§ **Exercise description**:
Nothing after the line with "string, number, string];" belongs in the copy; extract the lines below from the top through that line, pictures left out.

:: Source data

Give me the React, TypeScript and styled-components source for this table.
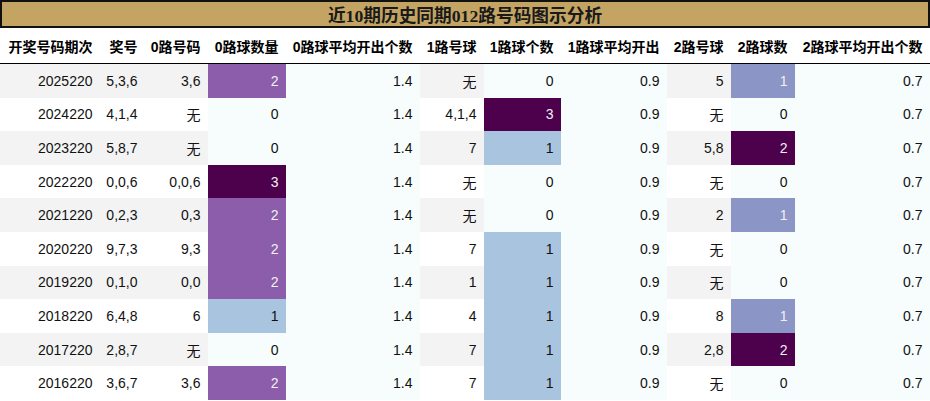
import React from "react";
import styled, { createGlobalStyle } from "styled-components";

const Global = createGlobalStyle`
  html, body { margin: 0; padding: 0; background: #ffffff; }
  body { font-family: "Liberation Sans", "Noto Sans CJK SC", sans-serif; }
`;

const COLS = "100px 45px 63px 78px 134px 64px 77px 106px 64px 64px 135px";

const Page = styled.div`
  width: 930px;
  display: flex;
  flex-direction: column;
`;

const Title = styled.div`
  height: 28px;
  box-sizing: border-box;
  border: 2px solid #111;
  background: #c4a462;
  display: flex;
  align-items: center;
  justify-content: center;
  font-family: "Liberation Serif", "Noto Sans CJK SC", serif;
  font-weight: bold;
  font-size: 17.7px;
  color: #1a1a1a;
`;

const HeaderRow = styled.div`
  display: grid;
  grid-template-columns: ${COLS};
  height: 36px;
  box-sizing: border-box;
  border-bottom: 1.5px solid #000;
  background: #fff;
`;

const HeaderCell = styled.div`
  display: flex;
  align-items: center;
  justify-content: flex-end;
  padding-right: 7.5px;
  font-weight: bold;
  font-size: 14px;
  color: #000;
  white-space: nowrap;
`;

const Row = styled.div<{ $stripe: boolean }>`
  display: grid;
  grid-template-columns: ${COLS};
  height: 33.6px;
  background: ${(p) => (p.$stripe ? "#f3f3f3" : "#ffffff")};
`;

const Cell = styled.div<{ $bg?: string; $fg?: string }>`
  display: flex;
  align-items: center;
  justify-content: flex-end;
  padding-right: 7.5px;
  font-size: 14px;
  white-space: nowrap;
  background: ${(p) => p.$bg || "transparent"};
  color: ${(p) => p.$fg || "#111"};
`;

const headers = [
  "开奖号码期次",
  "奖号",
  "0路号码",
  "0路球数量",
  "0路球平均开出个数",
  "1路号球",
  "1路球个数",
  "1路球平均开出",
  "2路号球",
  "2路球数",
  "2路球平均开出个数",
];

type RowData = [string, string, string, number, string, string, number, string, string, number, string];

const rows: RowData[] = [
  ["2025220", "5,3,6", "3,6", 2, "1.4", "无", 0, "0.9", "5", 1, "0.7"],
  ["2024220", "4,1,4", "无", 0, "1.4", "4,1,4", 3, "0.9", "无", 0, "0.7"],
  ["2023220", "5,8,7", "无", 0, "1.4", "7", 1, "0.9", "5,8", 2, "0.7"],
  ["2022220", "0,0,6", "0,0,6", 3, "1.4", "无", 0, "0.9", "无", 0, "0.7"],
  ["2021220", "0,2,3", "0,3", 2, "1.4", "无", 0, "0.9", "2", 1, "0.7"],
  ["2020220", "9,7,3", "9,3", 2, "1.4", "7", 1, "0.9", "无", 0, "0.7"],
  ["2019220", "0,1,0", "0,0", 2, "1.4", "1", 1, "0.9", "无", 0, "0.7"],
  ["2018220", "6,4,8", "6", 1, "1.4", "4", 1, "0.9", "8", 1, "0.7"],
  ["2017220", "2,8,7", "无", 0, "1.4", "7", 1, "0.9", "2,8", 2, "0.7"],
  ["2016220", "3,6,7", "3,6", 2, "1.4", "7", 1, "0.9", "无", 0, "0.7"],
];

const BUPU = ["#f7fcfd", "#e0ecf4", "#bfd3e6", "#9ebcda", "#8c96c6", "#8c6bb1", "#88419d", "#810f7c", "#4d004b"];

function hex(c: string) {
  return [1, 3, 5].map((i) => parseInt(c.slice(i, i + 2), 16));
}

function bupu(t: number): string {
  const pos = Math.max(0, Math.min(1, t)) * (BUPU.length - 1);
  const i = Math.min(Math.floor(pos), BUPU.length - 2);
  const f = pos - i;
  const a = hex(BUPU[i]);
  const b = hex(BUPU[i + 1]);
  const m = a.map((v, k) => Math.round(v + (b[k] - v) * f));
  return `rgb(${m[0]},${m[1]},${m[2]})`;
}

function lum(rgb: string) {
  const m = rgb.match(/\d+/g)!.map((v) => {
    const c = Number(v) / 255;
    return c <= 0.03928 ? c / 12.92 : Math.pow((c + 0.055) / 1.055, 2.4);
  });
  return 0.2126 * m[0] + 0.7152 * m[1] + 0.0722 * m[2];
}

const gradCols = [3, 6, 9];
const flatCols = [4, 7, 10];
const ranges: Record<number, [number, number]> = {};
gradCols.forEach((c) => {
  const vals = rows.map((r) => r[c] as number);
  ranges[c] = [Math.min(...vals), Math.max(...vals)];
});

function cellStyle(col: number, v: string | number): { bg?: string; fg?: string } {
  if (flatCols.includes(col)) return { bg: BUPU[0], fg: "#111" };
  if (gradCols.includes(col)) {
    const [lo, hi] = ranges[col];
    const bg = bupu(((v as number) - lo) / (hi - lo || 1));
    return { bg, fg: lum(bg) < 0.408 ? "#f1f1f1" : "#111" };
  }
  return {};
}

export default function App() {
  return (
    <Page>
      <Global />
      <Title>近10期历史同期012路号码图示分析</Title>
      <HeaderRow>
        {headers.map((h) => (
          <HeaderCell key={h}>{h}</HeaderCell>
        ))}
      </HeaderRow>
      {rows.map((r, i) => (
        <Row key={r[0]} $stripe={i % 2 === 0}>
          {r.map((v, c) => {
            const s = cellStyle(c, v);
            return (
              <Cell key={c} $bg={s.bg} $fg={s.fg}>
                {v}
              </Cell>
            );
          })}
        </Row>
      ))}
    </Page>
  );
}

::::

§ **Finished answer**:
Give me the React, TypeScript and styled-components source for this table.
import React from "react";
import styled, { createGlobalStyle } from "styled-components";

const Global = createGlobalStyle`
  html, body { margin: 0; padding: 0; background: #ffffff; }
  body { font-family: "Liberation Sans", "Noto Sans CJK SC", sans-serif; }
`;

const COLS = "100px 45px 63px 78px 134px 64px 77px 106px 64px 64px 135px";

const Page = styled.div`
  width: 930px;
  display: flex;
  flex-direction: column;
`;

const Title = styled.div`
  height: 28px;
  box-sizing: border-box;
  border: 2px solid #111;
  background: #c4a462;
  display: flex;
  align-items: center;
  justify-content: center;
  font-family: "Liberation Serif", "Noto Sans CJK SC", serif;
  font-weight: bold;
  font-size: 17.7px;
  color: #1a1a1a;
`;

const HeaderRow = styled.div`
  display: grid;
  grid-template-columns: ${COLS};
  height: 36px;
  box-sizing: border-box;
  border-bottom: 1.5px solid #000;
  background: #fff;
`;

const HeaderCell = styled.div`
  display: flex;
  align-items: center;
  justify-content: flex-end;
  padding-right: 7.5px;
  font-weight: bold;
  font-size: 14px;
  color: #000;
  white-space: nowrap;
`;

const Row = styled.div<{ $stripe: boolean }>`
  display: grid;
  grid-template-columns: ${COLS};
  height: 33.6px;
  background: ${(p) => (p.$stripe ? "#f3f3f3" : "#ffffff")};
`;

const Cell = styled.div<{ $bg?: string; $fg?: string }>`
  display: flex;
  align-items: center;
  justify-content: flex-end;
  padding-right: 7.5px;
  font-size: 14px;
  white-space: nowrap;
  background: ${(p) => p.$bg || "transparent"};
  color: ${(p) => p.$fg || "#111"};
`;

const headers = [
  "开奖号码期次",
  "奖号",
  "0路号码",
  "0路球数量",
  "0路球平均开出个数",
  "1路号球",
  "1路球个数",
  "1路球平均开出",
  "2路号球",
  "2路球数",
  "2路球平均开出个数",
];

type RowData = [string, string, string, number, string, string, number, string, string, number, string];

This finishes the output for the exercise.